Sonraki yıllarda Floransa’da bir ressamla evlenip beş çocuk doğurmasına rağmen sanat hayatına devam etmiş, nüfuslu sevgilisini kocasına kabul ettirmiş ama Floransalılara kabul ettiremediği için maaile Roma’ya sonra da Venedik’e taşınmak zorunda kalmışlardır. Bu süre zarfında çocuklarının dördü çeşitli nedenlerle vefat etmiştir. Yetişkinliğe ulaşan tek çocuğu Palmira tıpkı annesi ve babası gibi ressam olmuştur.

Artemisia, 1638’de babasıyla İngiltere’ye davet edilmiştir. Babası Londra’da Kral I. Charles ve eşi Henrietta Maria’nın kraliyet ressamı kendisiyse aristokrasinin favorisi olmuş, Kraliçe’nin Greenwich’teki evinin Büyük Salon tavanını o süslemiştir.

‘BAROK ÇAĞI’NIN EN İYİ RESSAMLARINDAN

Babası Orazio bir yıl sonra pat diye ölünce, tam da İngiliz iç savaşının patlak verdiği bir zamanda Artemisia İspanyol Krallığının elinde olan Sicilya’ya geçmiş ve hayatının devamını orada geçirmiştir.
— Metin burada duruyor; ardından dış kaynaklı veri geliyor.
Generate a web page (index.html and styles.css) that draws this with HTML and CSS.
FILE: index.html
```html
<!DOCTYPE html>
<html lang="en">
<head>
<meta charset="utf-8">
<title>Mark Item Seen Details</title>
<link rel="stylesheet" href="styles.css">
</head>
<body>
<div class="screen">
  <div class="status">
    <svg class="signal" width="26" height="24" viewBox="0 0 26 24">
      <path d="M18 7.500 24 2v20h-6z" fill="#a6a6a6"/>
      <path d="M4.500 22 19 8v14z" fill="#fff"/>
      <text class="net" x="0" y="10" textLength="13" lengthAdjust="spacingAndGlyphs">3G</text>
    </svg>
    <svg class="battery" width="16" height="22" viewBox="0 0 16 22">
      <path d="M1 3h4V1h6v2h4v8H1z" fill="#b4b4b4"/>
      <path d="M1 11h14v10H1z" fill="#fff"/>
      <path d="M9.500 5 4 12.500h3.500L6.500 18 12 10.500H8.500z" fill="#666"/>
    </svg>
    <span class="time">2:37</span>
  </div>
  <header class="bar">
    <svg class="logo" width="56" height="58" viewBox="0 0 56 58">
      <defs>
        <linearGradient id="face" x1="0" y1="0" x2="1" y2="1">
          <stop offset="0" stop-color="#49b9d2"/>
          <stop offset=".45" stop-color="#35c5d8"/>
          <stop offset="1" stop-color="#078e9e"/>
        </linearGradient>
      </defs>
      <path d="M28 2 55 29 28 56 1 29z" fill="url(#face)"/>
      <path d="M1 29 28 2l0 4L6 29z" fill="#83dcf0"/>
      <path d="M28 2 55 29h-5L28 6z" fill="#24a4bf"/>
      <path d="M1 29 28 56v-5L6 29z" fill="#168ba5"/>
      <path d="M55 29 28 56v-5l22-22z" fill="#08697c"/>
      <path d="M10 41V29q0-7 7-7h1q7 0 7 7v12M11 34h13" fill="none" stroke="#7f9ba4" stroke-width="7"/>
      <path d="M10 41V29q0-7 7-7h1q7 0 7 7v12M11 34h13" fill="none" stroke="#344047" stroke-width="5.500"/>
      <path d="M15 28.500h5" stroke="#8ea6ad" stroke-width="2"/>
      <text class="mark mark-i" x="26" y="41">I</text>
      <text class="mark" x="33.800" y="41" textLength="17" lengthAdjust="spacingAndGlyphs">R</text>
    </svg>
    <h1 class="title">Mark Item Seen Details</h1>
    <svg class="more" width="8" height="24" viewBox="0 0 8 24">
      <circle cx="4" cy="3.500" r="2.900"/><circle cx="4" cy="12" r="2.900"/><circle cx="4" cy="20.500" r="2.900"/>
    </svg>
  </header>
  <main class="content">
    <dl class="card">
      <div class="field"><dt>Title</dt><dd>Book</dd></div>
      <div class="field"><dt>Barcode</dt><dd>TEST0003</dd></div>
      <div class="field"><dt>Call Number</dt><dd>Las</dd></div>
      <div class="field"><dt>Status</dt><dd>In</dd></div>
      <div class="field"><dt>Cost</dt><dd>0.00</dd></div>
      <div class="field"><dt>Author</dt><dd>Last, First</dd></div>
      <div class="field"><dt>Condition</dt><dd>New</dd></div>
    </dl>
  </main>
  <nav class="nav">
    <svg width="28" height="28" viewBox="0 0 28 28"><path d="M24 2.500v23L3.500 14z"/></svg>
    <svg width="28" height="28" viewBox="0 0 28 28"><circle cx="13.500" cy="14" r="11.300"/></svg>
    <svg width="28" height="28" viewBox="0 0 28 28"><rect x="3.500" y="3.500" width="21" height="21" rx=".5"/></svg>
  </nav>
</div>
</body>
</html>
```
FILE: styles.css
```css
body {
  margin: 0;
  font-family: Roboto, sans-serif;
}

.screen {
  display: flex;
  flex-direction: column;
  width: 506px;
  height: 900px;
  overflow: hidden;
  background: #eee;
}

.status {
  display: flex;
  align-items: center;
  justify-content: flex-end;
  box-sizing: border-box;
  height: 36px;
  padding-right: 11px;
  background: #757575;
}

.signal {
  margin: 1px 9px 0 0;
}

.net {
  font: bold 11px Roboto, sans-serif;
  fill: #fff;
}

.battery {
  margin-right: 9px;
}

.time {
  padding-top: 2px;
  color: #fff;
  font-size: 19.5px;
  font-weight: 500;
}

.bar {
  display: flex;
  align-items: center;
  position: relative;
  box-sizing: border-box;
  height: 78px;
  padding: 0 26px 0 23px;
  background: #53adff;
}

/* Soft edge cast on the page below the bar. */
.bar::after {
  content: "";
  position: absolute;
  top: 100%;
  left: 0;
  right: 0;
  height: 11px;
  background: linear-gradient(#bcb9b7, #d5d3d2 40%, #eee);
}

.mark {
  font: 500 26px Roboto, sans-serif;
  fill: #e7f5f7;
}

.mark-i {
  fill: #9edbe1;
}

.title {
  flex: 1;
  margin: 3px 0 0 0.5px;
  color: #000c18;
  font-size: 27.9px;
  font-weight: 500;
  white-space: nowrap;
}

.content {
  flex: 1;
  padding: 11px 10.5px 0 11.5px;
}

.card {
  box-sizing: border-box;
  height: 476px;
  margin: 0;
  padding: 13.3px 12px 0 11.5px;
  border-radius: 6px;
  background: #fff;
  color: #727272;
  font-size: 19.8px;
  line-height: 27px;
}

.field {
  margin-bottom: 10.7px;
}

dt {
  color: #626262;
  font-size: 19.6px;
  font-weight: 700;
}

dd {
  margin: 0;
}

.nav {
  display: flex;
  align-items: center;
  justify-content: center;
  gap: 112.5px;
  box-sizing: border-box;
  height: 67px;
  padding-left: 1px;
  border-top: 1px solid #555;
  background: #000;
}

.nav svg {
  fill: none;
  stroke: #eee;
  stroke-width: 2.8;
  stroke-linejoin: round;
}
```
Artemisia 1650’lerde Sicilya’yı vuran veba salgını yüzünden hayatını 1652 ya da 53’te kaybettiğinde hala bitmemiş tuvalleri ve hayalleri olduğunu defterlerinden ve paletlerinden görüyoruz.

Sonraki yıllarda pek çok sanatçının şapka çıkarttığı, sansasyonel bir öykünün kurbanı olarak değil Barok çağının en iyi ressamlarından biri olarak anıldığını görmek, tarihin farklı okunabileceğini ve yeniden yazılabileceğine tanıklık etmek ne ferahlatıcı!